> _EXERCISE DIRECTIONS_
Go through the data below. List every line that holds the word "using".
** Begin MATERIAL FOR THIS EXERCISE **
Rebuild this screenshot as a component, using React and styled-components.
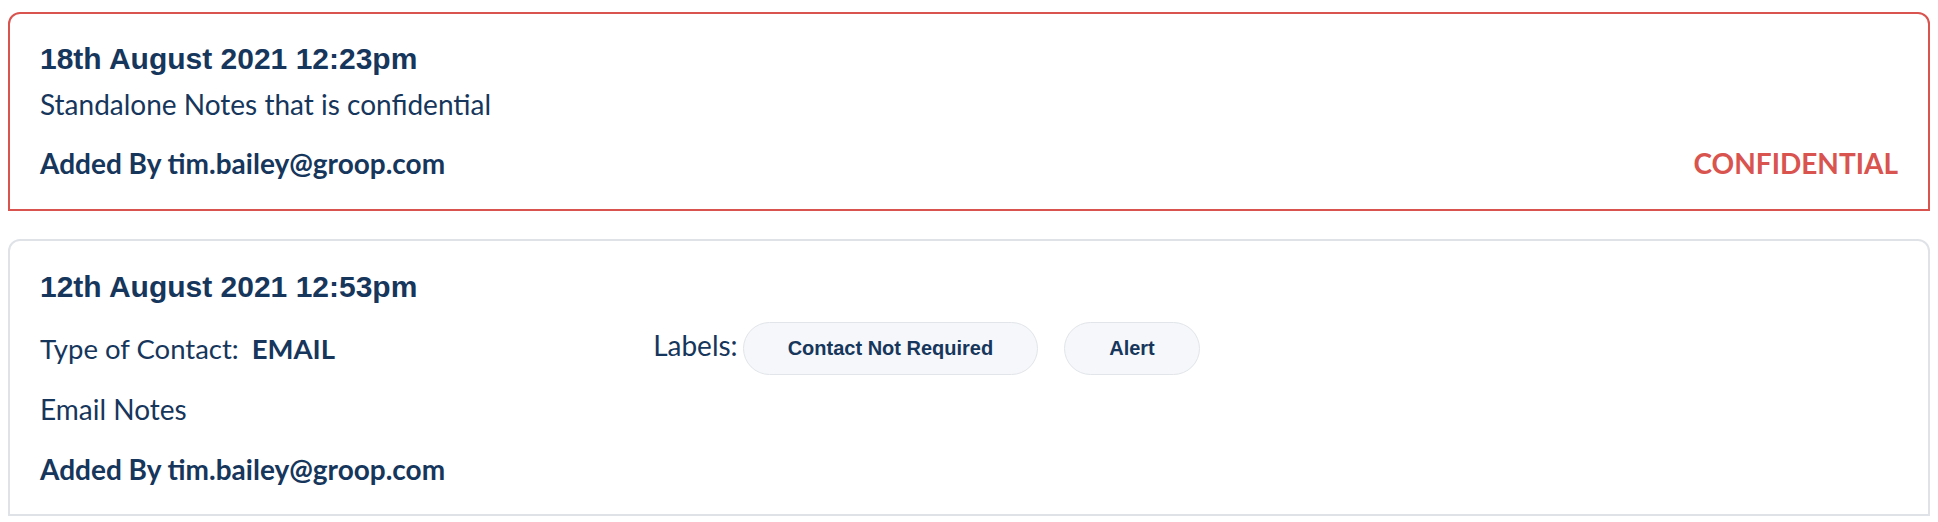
import React from "react";
import styled, { createGlobalStyle } from "styled-components";

const Global = createGlobalStyle`
  body {
    margin: 8px;
    background: #ffffff;
    font-family: "Lato", "Noto Sans", sans-serif;
    color: #16365c;
  }
`;

const List = styled.div`
  display: flex;
  flex-direction: column;
  gap: 28px;
  padding-top: 4px;
`;

const Card = styled.div`
  border: 2px solid ${(p) => (p.$confidential ? "#d9534f" : "#dfe3e8")};
  border-radius: 12px 12px 0 0;
  padding: ${(p) => (p.$confidential ? "28px 30px 29px" : "29px 30px 28px")};
  display: flex;
  flex-direction: column;
  background: #fff;
`;

const DateTitle = styled.div`
  font-family: "Liberation Sans", Arial, sans-serif;
  font-weight: 700;
  font-size: 30px;
  line-height: 34px;
  color: #16365c;
`;

const Text = styled.div`
  font-size: 28px;
  line-height: 1.2;
  margin-top: ${(p) => p.$mt || 0}px;
`;

const Footer = styled.div`
  display: flex;
  justify-content: space-between;
  align-items: baseline;
  margin-top: ${(p) => p.$mt || 0}px;
  font-size: 28px;
  line-height: 1.2;
  font-weight: 700;
`;

const Confidential = styled.span`
  color: #d9534f;
  font-weight: 700;
`;

const InfoRow = styled.div`
  display: grid;
  grid-template-columns: 33% 1fr;
  align-items: center;
  margin-top: 18px;
`;

const ContactType = styled.div`
  display: flex;
  align-items: center;
  gap: 13px;
  font-size: 27.5px;
  line-height: 1.2;
`;

const Strong = styled.span`
  font-weight: 700;
`;

const LabelGroup = styled.div`
  display: flex;
  align-items: center;
`;

const LabelsCaption = styled.span`
  font-size: 28px;
  line-height: 1.2;
  margin-right: 5px;
  position: relative;
  top: -3px;
`;

const Chips = styled.div`
  display: flex;
  gap: 26px;
`;

const Chip = styled.span`
  display: inline-flex;
  align-items: center;
  height: 53px;
  box-sizing: border-box;
  padding: 0 44px;
  border: 1px solid #e2e5e9;
  border-radius: 27px;
  background: #f5f7fa;
  font-family: "Liberation Sans", Arial, sans-serif;
  font-weight: 700;
  font-size: 20px;
  color: #16365c;
`;

export default function App() {
  return (
    <>
      <Global />
      <List>
        <Card $confidential>
          <DateTitle>18th August 2021 12:23pm</DateTitle>
          <Text $mt={12}>Standalone Notes that is confidential</Text>
          <Footer $mt={25}>
            <span>Added By tim.bailey@groop.com</span>
            <Confidential>CONFIDENTIAL</Confidential>
          </Footer>
        </Card>
        <Card>
          <DateTitle>12th August 2021 12:53pm</DateTitle>
          <InfoRow>
            <ContactType>
              <span>Type of Contact:</span>
              <Strong>EMAIL</Strong>
            </ContactType>
            <LabelGroup>
              <LabelsCaption>Labels:</LabelsCaption>
              <Chips>
                <Chip>Contact Not Required</Chip>
                <Chip>Alert</Chip>
              </Chips>
            </LabelGroup>
          </InfoRow>
          <Text $mt={18}>Email Notes</Text>
          <Footer $mt={26}>
            <span>Added By tim.bailey@groop.com</span>
          </Footer>
        </Card>
      </List>
    </>
  );
}
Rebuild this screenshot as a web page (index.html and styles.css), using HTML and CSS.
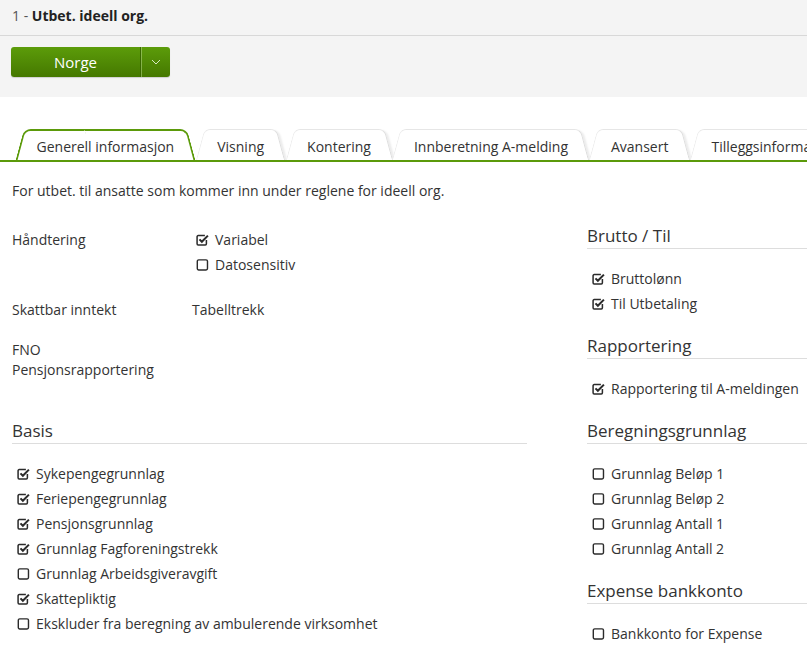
FILE: index.html
```html
<!DOCTYPE html>
<html lang="no">
<head>
<meta charset="utf-8">
<title>Utbet. ideell org.</title>
<link rel="stylesheet" href="styles.css">
</head>
<body>
<svg width="0" height="0" class="defs" aria-hidden="true">
  <defs>
    <symbol id="cb-on" viewBox="0 0 12 12">
      <path d="M9.6 6.4V10a1 1 0 0 1-1 1H2a1 1 0 0 1-1-1V3.4a1 1 0 0 1 1-1h6.2" fill="none" stroke="#2b2b2b" stroke-width="1.4"/>
      <path d="M3.2 5.9l2.2 2.2L11 2.4" fill="none" stroke="#2b2b2b" stroke-width="1.9"/>
    </symbol>
    <symbol id="cb-off" viewBox="0 0 12 12">
      <rect x="1.2" y="1.7" width="9.4" height="9.4" rx="1.3" fill="none" stroke="#2b2b2b" stroke-width="1.3"/>
    </symbol>
  </defs>
</svg>

<header class="top">
  <div class="title-bar">
    <span class="num">1 - </span><span class="name">Utbet. ideell org.</span>
  </div>
  <div class="btn-row">
    <div class="btn-group">
      <span class="btn-main">Norge</span>
      <span class="btn-caret">
        <svg width="10" height="6" viewBox="0 0 10 6"><path d="M1 1l4 4 4-4" fill="none" stroke="#d7e8c4" stroke-width="1"/></svg>
      </span>
    </div>
  </div>
</header>

<nav class="tabs">
  <ul class="tab-list">
    <li class="tab active">Generell informasjon</li>
    <li class="tab">Visning</li>
    <li class="tab">Kontering</li>
    <li class="tab">Innberetning A-melding</li>
    <li class="tab">Avansert</li>
    <li class="tab">Tilleggsinformasjon</li>
  </ul>
</nav>

<main class="content">
  <p class="intro">For utbet. til ansatte som kommer inn under reglene for ideell org.</p>

  <div class="columns">
    <section class="col-left">
      <div class="form-row row-1">
        <div class="label">Håndtering</div>
        <ul class="checks value-checks">
          <li><svg class="cb"><use href="#cb-on"/></svg>Variabel</li>
          <li><svg class="cb"><use href="#cb-off"/></svg>Datosensitiv</li>
        </ul>
      </div>
      <div class="form-row row-2">
        <div class="label">Skattbar inntekt</div>
        <div class="value">Tabelltrekk</div>
      </div>
      <div class="form-row row-3">
        <div class="label">FNO<br>Pensjonsrapportering</div>
        <div class="value"></div>
      </div>

      <h2 class="group-title basis">Basis</h2>
      <ul class="checks">
        <li><svg class="cb"><use href="#cb-on"/></svg>Sykepengegrunnlag</li>
        <li><svg class="cb"><use href="#cb-on"/></svg>Feriepengegrunnlag</li>
        <li><svg class="cb"><use href="#cb-on"/></svg>Pensjonsgrunnlag</li>
        <li><svg class="cb"><use href="#cb-on"/></svg>Grunnlag Fagforeningstrekk</li>
        <li><svg class="cb"><use href="#cb-off"/></svg>Grunnlag Arbeidsgiveravgift</li>
        <li><svg class="cb"><use href="#cb-on"/></svg>Skattepliktig</li>
        <li><svg class="cb"><use href="#cb-off"/></svg>Ekskluder fra beregning av ambulerende virksomhet</li>
      </ul>
    </section>

    <section class="col-right">
      <h2 class="group-title first">Brutto / Til</h2>
      <ul class="checks">
        <li><svg class="cb"><use href="#cb-on"/></svg>Bruttolønn</li>
        <li><svg class="cb"><use href="#cb-on"/></svg>Til Utbetaling</li>
      </ul>

      <h2 class="group-title">Rapportering</h2>
      <ul class="checks">
        <li><svg class="cb"><use href="#cb-on"/></svg>Rapportering til A-meldingen</li>
      </ul>

      <h2 class="group-title">Beregningsgrunnlag</h2>
      <ul class="checks">
        <li><svg class="cb"><use href="#cb-off"/></svg>Grunnlag Beløp 1</li>
        <li><svg class="cb"><use href="#cb-off"/></svg>Grunnlag Beløp 2</li>
        <li><svg class="cb"><use href="#cb-off"/></svg>Grunnlag Antall 1</li>
        <li><svg class="cb"><use href="#cb-off"/></svg>Grunnlag Antall 2</li>
      </ul>

      <h2 class="group-title">Expense bankkonto</h2>
      <ul class="checks">
        <li><svg class="cb"><use href="#cb-off"/></svg>Bankkonto for Expense</li>
      </ul>
    </section>
  </div>
</main>
</body>
</html>
```

FILE: styles.css
```css
html, body {
  margin: 0;
  padding: 0;
  overflow: hidden;
  background: #fff;
}

body {
  font-family: "Open Sans", "Liberation Sans", sans-serif;
  font-size: 14px;
  line-height: 20px;
  color: #333;
  width: 807px;
  height: 655px;
}

.defs {
  position: absolute;
  width: 0;
  height: 0;
}

/* Header */
.top {
  background: #f4f4f4;
  height: 97px;
  box-sizing: border-box;
}

.title-bar {
  height: 36px;
  box-sizing: border-box;
  padding: 6px 12px 0;
  border-bottom: 1px solid #d8d8d8;
  font-size: 14px;
}

.title-bar .num {
  color: #555;
}

.title-bar .name {
  font-weight: 700;
  color: #222;
}

.btn-row {
  padding: 11px 11px 0;
}

.btn-group {
  display: inline-flex;
  height: 30px;
  border-radius: 3px;
  background: linear-gradient(#5c9c0a, #457800);
  box-shadow: 0 1px 1px rgba(0, 0, 0, 0.15);
  color: #fff;
}

.btn-main {
  width: 129px;
  text-align: center;
  line-height: 30px;
  font-size: 15px;
}

.btn-caret {
  width: 29px;
  display: flex;
  align-items: center;
  justify-content: center;
  border-left: 1px solid #3a6800;
  box-shadow: inset 1px 0 0 rgba(200, 230, 160, 0.45);
}

/* Tabs */
.tabs {
  margin-top: 32px;
  overflow: hidden;
  border-bottom: 2px solid #5b9a0a;
}

.tab-list {
  display: flex;
  list-style: none;
  margin: 0;
  padding: 0 0 0 15px;
  white-space: nowrap;
}

.tab {
  position: relative;
  z-index: 0;
  padding: 8px 21.5px 3px;
  font-size: 14px;
  color: #333;
}

.tab::before,
.tab::after {
  content: "";
  position: absolute;
  top: 0;
  bottom: 0;
  width: 56%;
  z-index: -1;
  background: #fff;
  border-top: 1px solid #e6e6e6;
  transform-origin: bottom;
}

.tab::before {
  left: 0;
  border-left: 1px solid #ececec;
  border-top-left-radius: 6px;
  transform: skewX(-15deg);
  transform-origin: bottom left;
}

.tab::after {
  right: 0;
  border-right: 1px solid #dcdcdc;
  border-top-right-radius: 6px;
  transform: skewX(15deg);
  transform-origin: bottom right;
  box-shadow: 2px 1px 2px rgba(0, 0, 0, 0.08);
}

.tab.active {
  z-index: 2;
  margin-bottom: -2px;
  padding-bottom: 5px;
}

.tab.active::before,
.tab.active::after {
  border-color: #5b9a0a;
  border-top-width: 2px;
  box-shadow: none;
}

.tab.active::before {
  border-left-width: 2px;
  border-top-left-radius: 7px;
}

.tab.active::after {
  border-right-width: 2px;
  border-top-right-radius: 7px;
}

/* Content */
.content {
  padding: 0 12px;
}

.intro {
  margin: 19px 0 0;
}

.columns {
  display: flex;
  margin-top: 24px;
}

.col-left {
  width: 515px;
  flex: none;
  padding-top: 2px;
}

.col-right {
  width: 250px;
  flex: none;
  margin-left: 60px;
  margin-top: -1px;
}

.form-row {
  display: flex;
}

.form-row .label {
  width: 180px;
  flex: none;
}

.row-1 .label {
  line-height: 25px;
}

.row-2 {
  margin-top: 20px;
  line-height: 25px;
}

.row-3 {
  margin-top: 18px;
}

.checks {
  list-style: none;
  margin: 0;
  padding: 0 0 0 5px;
}

.checks li {
  display: flex;
  align-items: center;
  height: 25px;
  white-space: nowrap;
}

.value-checks {
  padding-left: 4px;
}

.cb {
  width: 13px;
  height: 13px;
  margin-right: 6px;
  flex: none;
}

.group-title {
  margin: 18px 0 17px;
  font-size: 17px;
  font-weight: 400;
  line-height: 24px;
  color: #333;
  border-bottom: 1px solid #dddddd;
}

.group-title.first {
  margin-top: 0;
}

.group-title.basis {
  margin-top: 39px;
}
```
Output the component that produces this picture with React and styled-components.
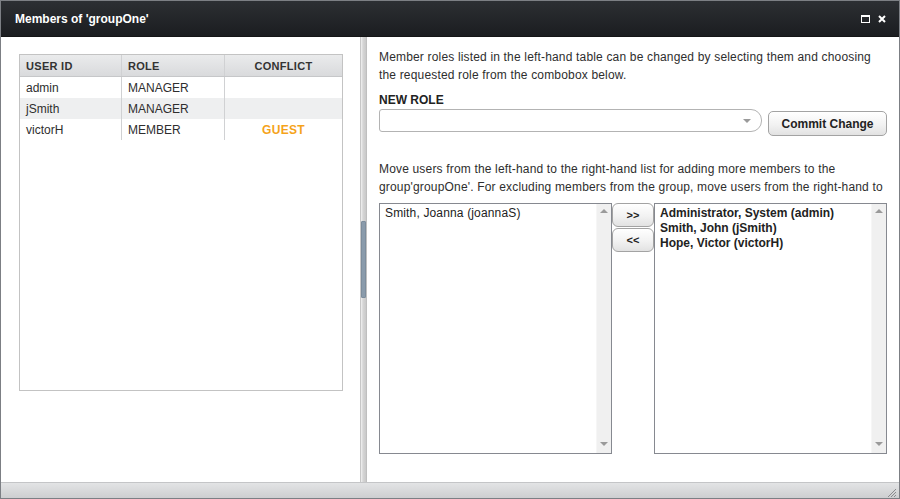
** End MATERIAL FOR THIS EXERCISE **
> _EXERCISE SOLUTION_
Rebuild this screenshot as a component, using React and styled-components.
Rebuild this screenshot as a web page (index.html and styles.css), using HTML and CSS.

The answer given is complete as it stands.